Greg Kroah-Hartman, the stable Linux kernel maintainer, could have prefaced his Open Source Summit Europe keynote speech, MDS, Fallout, Zombieland, and Linux, by paraphrasing Winston Churchill: I have nothing to offer but blood sweat and tears for dealing with Intel CPU’s security problems.
Or as a Chinese developer told him recently about these problems: “This is a sad talk.” The sadness is that the same Intel CPU speculative execution problems, which led to Meltdown and Spectre security issues, are alive and well and causing more trouble.
The problem with how Intel designed speculative execution is that, while anticipating the next action for the CPU to take does indeed speed things up, it also exposes data along the way. That’s bad enough on your own server, but when it breaks down the barriers between virtual machines (VM)s in cloud computing environments, it’s a security nightmare.
Kroah-Hartman said, “These problems are going to be with us for a very long time, they’re not going away. They’re all CPU bugs, in some ways they’re all the same problem,” but each has to be solved in its own way. “MDS, RDDL, Fallout, Zombieland: They’re all variants of the same basic problem.”

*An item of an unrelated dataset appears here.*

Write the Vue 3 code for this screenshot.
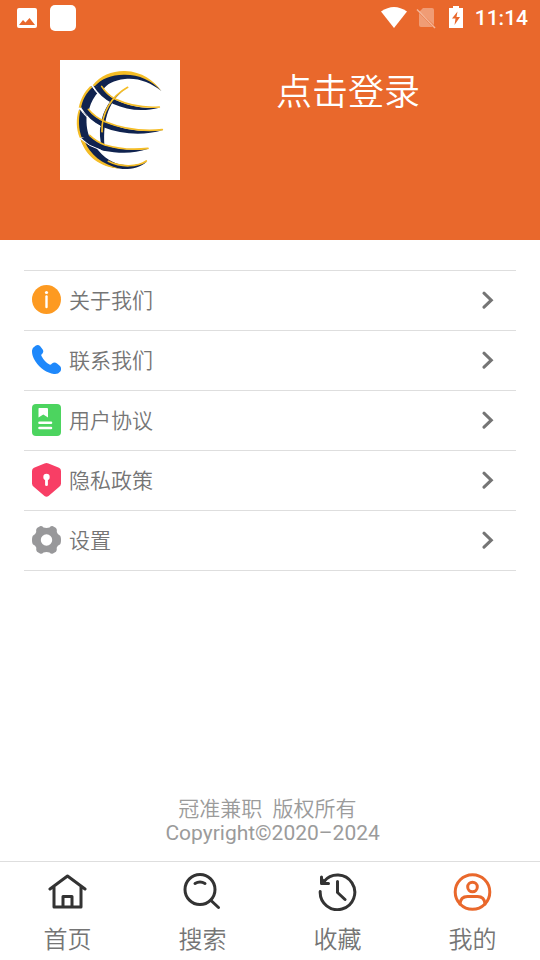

And they’re all potentially deadly for your security: “RIDL and Zombieload, for example, can steal data across applications, virtual machines, even secure enclaves. The last is really funny, because [Intel Software Guard Extensions (SGX)] is what supposed to be secure inside Intel ships” [but, it turns out it’s] really porous. You can see right through this thing.”
To fix each problem as it pops up, you must patch both your Linux kernel and your CPU’s BIOS and microcode. This is not a Linux problem; any operating system faces the same problem.
OpenBSD, a BSD Unix devoted to security first and foremost, Kroah-Hartman freely admits was the first to come up with what’s currently the best answer for this class of security holes: Turn Intel’s simultaneous multithreading (SMT) off and deal with the performance hit. Linux has adopted this method.
But it’s not enough. You must secure the operating system as each new way to exploit hyper-threading appears. For Linux, that means flushing the CPU buffers every time there’s a context switch (e.g. when the CPU stops running one VM and starts another).
You can probably guess what the trouble is. Each buffer flush takes a lot of time, and the more VMs, containers, whatever, you’re running, the more time you lose.
How bad are these delays? It depends on the job. Kroah-Hartman said he spends his days writing and answering emails. That activity only takes a 2% performance hit. That’s not bad at all. He also is always building Linux kernels. That takes a much more painful 20% performance hit. Just how bad will it be for you? The only way to know is to benchmark your workloads.
Of course, it’s up to you, but as Kroah-Hartman said, “The bad part of this is that you now must choose: Performance or security. And that is not a good option.” It’s also, he reminded the developer-heavy crowd, which choice your cloud provider has made for you.
But wait! The bad news keeps coming. You must update your Linux kernel and patch your microcode as each Intel-related security update comes down the pike. The only way to be safe is to run the latest Canonical, Debian, Red Hat, or SUSE distros, or the newest long-term support Linux kernel. Kroah-Hartman added, “If you are not using a supported Linux distribution kernel or a stable/long term kernel, you have an insecure system.”
So, on that note, you can look forward to constantly updating your operating system and hardware until the current generation of Intel processors are in antique shops. And you’ll be stuck with poor performance if you elect to put security ahead of speed. Fun, fun, fun!